The spring-forming feet 19 adapt by elasticity to the rim 26 of the discharge orifice 10, which makes it possible to compensate for any irregularities and hence obtain good contact of the bottom surface 22 of each rim 21 of the base 15 of the strainer 11.

Thus, when the oven 1 is running, and in particular when its microwave-generating means are activated, and therefore microwaves are propagated within the cavity 2 of the oven 1, this contact between the strainer 11 and the floor 7 avoids any formation of electric arcs. Furthermore, electric arcs do not form between the spring-forming feet 19 of the strainer 11, because it is the same component which is involved, which is therefore at the same potential; moreover, even if these feet 19 are relatively close to each other, the distance between them does not correspond to a “poor contact” distance, which would be smaller.

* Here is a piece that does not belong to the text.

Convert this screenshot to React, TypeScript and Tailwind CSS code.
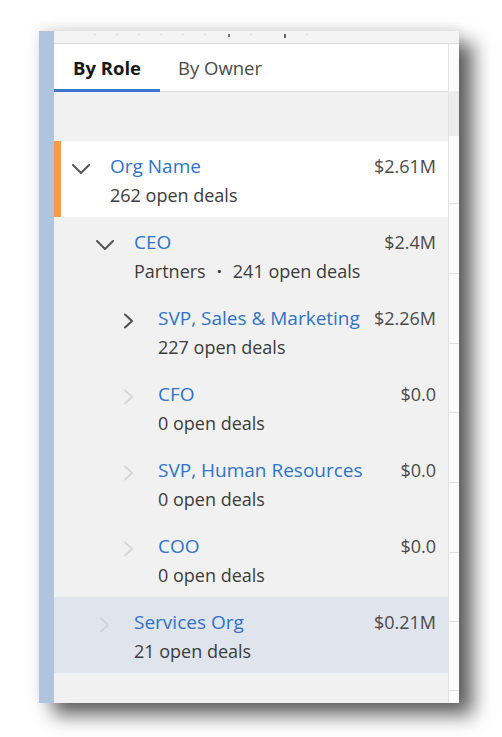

The spring-forming feet 19 are therefore, due to their elasticity and the contact which they favour between the base 15 of the strainer 11 and the floor 7 (here the rim 26 of the discharge orifice 10), anti-electric arc means 19.

Preferably, the axial dimensions of the threaded rod 28 and of the bore of the shaft 24 of the strainer 11 are determined so that, once the rims 21 of the spring-forming feet of the strainer 11 are in contact with the rim 26 of the discharge orifice 10, screwing can be continued in order to stress the spring-forming feet 19, that is, exert a force on these spring-forming feet 19, which also ensures better anchoring of the strainer 11 on the discharge orifice 10, and hence better contact between the bottom surfaces 22 of the rims 21 of the spring-forming feet 19 and the circumferential rim 26 of the discharge orifice 10. This stressing of the spring-forming feet 19 is possible due to their elasticity.